This, in turn, raised the question about the origin of hunter-gatherers. Were they indeed the most primitive form of humanity – savages, not even having discovered plant and animal domestication (a discovery which would make them barbarians, a step up)? Or were they degenerate descendants of a primordial Edenic horticultural society? Both alternatives are non-biblical, since the Bible doesn’t say anything at all about hunter-gatherers, but the degeneration theory was the one that seemed a bit more pious in the mid-nineteenth century. It was at least consistent with the Adamic narrative, as with the “fallen state of Man” theological doctrine.

Unfortunately it was less consistent with the secular doctrine of progress, and with the data from archaeology and ethnography indicating that agriculture came late, and foraging early, in human prehistory. Our species just seemed to have been advancing – perhaps not uniformly or evenly, but advancing nevertheless – from early savagery through barbarism and into civilization, all driven by the engine of technology, the increasing mastery of people over nature, and over each other.

Thus, theology coevolved with science in the nineteenth century. There is a commonplace view which holds that a crucial difference between science and religion is that religion is rigid, but science changes. Thus, a “fundamental difference between religion and science is that the former is all about the celebration of certainty, whereas the latter is all about the quantification of doubt.” 4But that simply isn’t true. Not only does “religion” change over time, but “science” can be pretty darn dogmatic as well. They are not at all so readily separable that way.

Theology and Evolution

There is in fact a rich literature by modern Christian scholars on the meaning of evolution for modern Christian life, or on being a Christian in a post-Darwinian world. They all agree that denying evolution is a stupid way to tackle the problem.

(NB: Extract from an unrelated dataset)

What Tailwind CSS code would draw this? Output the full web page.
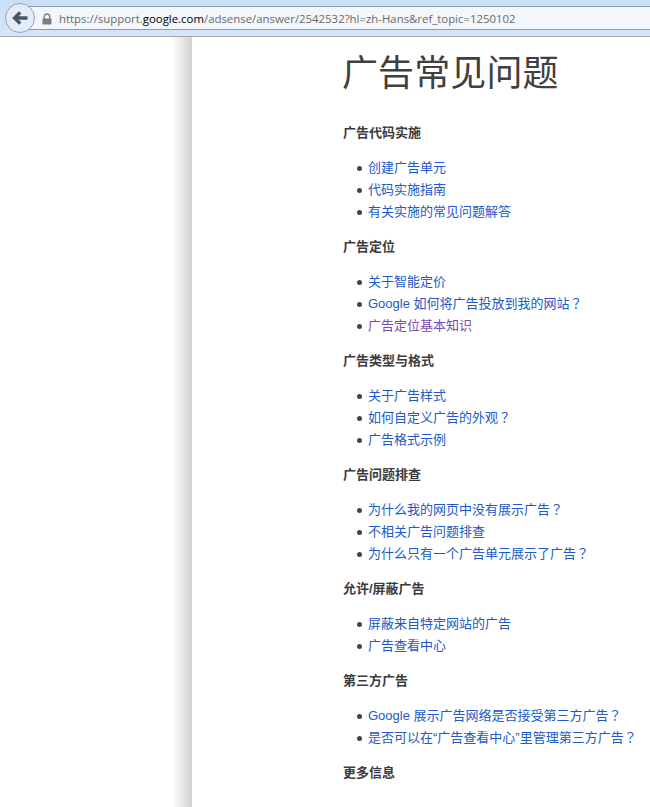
<!DOCTYPE html>
<html lang="zh-Hans">
  <head>
    <meta charset="UTF-8" />
    <title>广告常见问题</title>
    <script src="https://cdn.jsdelivr.net/npm/@tailwindcss/browser@4"></script>
  </head>
  <body class="h-[807px] overflow-hidden bg-white font-['Liberation_Sans','Noto_Sans_CJK_SC',sans-serif]">
    <!-- Browser toolbar -->
    <div class="relative h-[37px] border-b border-[#9fa6ae] bg-[linear-gradient(to_bottom,#cbdef5,#d6e5f8)] pt-[6px]">
      <div class="ml-[18px] flex h-[24px] items-center border-y border-[#8b9bb0] bg-[#f3f7fc] pl-[23px] pt-[1px] font-['Open_Sans','Liberation_Sans',sans-serif] text-[11.4px] text-[#6a6a6a]">
        <svg class="mr-[6px] h-[12px] w-[12px]" viewBox="0 0 12 12">
          <path d="M3.2 6V3.8a2.8 2.8 0 0 1 5.6 0V6" fill="none" stroke="#7d7d80" stroke-width="1.4" />
          <rect x="1.5" y="5.5" width="9" height="6" rx="1" fill="#7d7d80" />
        </svg>
        <span>https://support.<span class="text-black">google.com</span>/adsense/answer/2542532?hl=zh-Hans&amp;ref_topic=1250102</span>
      </div>
      <div class="absolute left-[5px] top-[3px] flex h-[30px] w-[30px] items-center justify-center rounded-full border border-[#8fa3bd] bg-[#e3ecf8]">
        <svg class="h-[18px] w-[18px]" viewBox="0 0 18 18">
          <path d="M16.5 9H4M9.2 3.4 3.6 9l5.6 5.6" fill="none" stroke="#46566c" stroke-width="3.4" />
        </svg>
      </div>
    </div>

    <div class="flex">
      <!-- Left gutter with shadow -->
      <div class="h-[770px] w-[192px] shrink-0 bg-[linear-gradient(to_right,#fff_172px,#d2d2d2_192px)]"></div>

      <main class="pl-[151px] text-[13px] text-[#3c3c3c]">
        <h1 class="-ml-[1px] mt-[14px] h-[45px] text-[36px] leading-[45px] tracking-[0.1px] whitespace-nowrap text-[#404040]">广告常见问题</h1>

        <h3 class="mt-[26px] font-bold leading-[22px]">广告代码实施</h3>
        <ul class="mt-[13px] pl-[14px] leading-[22px] text-[#2159c8] *:flex *:items-center *:before:mr-[6px] *:before:size-[5px] *:before:rounded-full *:before:bg-[#444] *:before:content-['']">
          <li><a>创建广告单元</a></li>
          <li><a>代码实施指南</a></li>
          <li><a>有关实施的常见问题解答</a></li>
        </ul>

        <h3 class="mt-[13px] font-bold leading-[22px]">广告定位</h3>
        <ul class="mt-[13px] pl-[14px] leading-[22px] text-[#2159c8] *:flex *:items-center *:before:mr-[6px] *:before:size-[5px] *:before:rounded-full *:before:bg-[#444] *:before:content-['']">
          <li><a>关于智能定价</a></li>
          <li><a>Google 如何将广告投放到我的网站<span lang="zh-Hant" class="font-['Noto_Sans_CJK_TC'] leading-none">？</span></a></li>
          <li><a class="text-[#7b4aa8]">广告定位基本知识</a></li>
        </ul>

        <h3 class="mt-[13px] font-bold leading-[22px]">广告类型与格式</h3>
        <ul class="mt-[13px] pl-[14px] leading-[22px] text-[#2159c8] *:flex *:items-center *:before:mr-[6px] *:before:size-[5px] *:before:rounded-full *:before:bg-[#444] *:before:content-['']">
          <li><a>关于广告样式</a></li>
          <li><a>如何自定义广告的外观<span lang="zh-Hant" class="font-['Noto_Sans_CJK_TC'] leading-none">？</span></a></li>
          <li><a>广告格式示例</a></li>
        </ul>

        <h3 class="mt-[13px] font-bold leading-[22px]">广告问题排查</h3>
        <ul class="mt-[13px] pl-[14px] leading-[22px] text-[#2159c8] *:flex *:items-center *:before:mr-[6px] *:before:size-[5px] *:before:rounded-full *:before:bg-[#444] *:before:content-['']">
          <li><a>为什么我的网页中没有展示广告<span lang="zh-Hant" class="font-['Noto_Sans_CJK_TC'] leading-none">？</span></a></li>
          <li><a>不相关广告问题排查</a></li>
          <li><a>为什么只有一个广告单元展示了广告<span lang="zh-Hant" class="font-['Noto_Sans_CJK_TC'] leading-none">？</span></a></li>
        </ul>

        <h3 class="mt-[13px] font-bold leading-[22px]">允许/屏蔽广告</h3>
        <ul class="mt-[13px] pl-[14px] leading-[22px] text-[#2159c8] *:flex *:items-center *:before:mr-[6px] *:before:size-[5px] *:before:rounded-full *:before:bg-[#444] *:before:content-['']">
          <li><a>屏蔽来自特定网站的广告</a></li>
          <li><a>广告查看中心</a></li>
        </ul>

        <h3 class="mt-[13px] font-bold leading-[22px]">第三方广告</h3>
        <ul class="mt-[13px] pl-[14px] leading-[22px] text-[#2159c8] *:flex *:items-center *:before:mr-[6px] *:before:size-[5px] *:before:rounded-full *:before:bg-[#444] *:before:content-['']">
          <li><a>Google 展示广告网络是否接受第三方广告<span lang="zh-Hant" class="font-['Noto_Sans_CJK_TC'] leading-none">？</span></a></li>
          <li><a class="whitespace-nowrap">是否可以在“广告查看中心”里管理第三方广告<span lang="zh-Hant" class="font-['Noto_Sans_CJK_TC'] leading-none">？</span></a></li>
        </ul>

        <h3 class="mt-[13px] font-bold leading-[22px]">更多信息</h3>
      </main>
    </div>
  </body>
</html>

Smart ways generally invoke God’s action through evolution, and generally try to unpack the many possible meanings of “create.” As one eminent Christian theologian recently put it:

creation science is largely ignored in most mainstream contemporary theology, which is much more interested in what the doctrine of creation says theologically about the world and the place of human beings in it … The reason it is rejected in theology is not primarily because it is bad science, but because it is bad theology: In particular, it tends to assume a competitive relation between divine action and natural secondary causation, such that God and nature are taken to be alternative possible explanations of events, thereby denying the immediate dependence of all creation on the Creator for the gift of its existence. 5

If your goal is to make the natural realm meaningful by recourse to a supernatural realm that is inaccessible to science, then you might as well regard them as complementary, rather than as antagonistic.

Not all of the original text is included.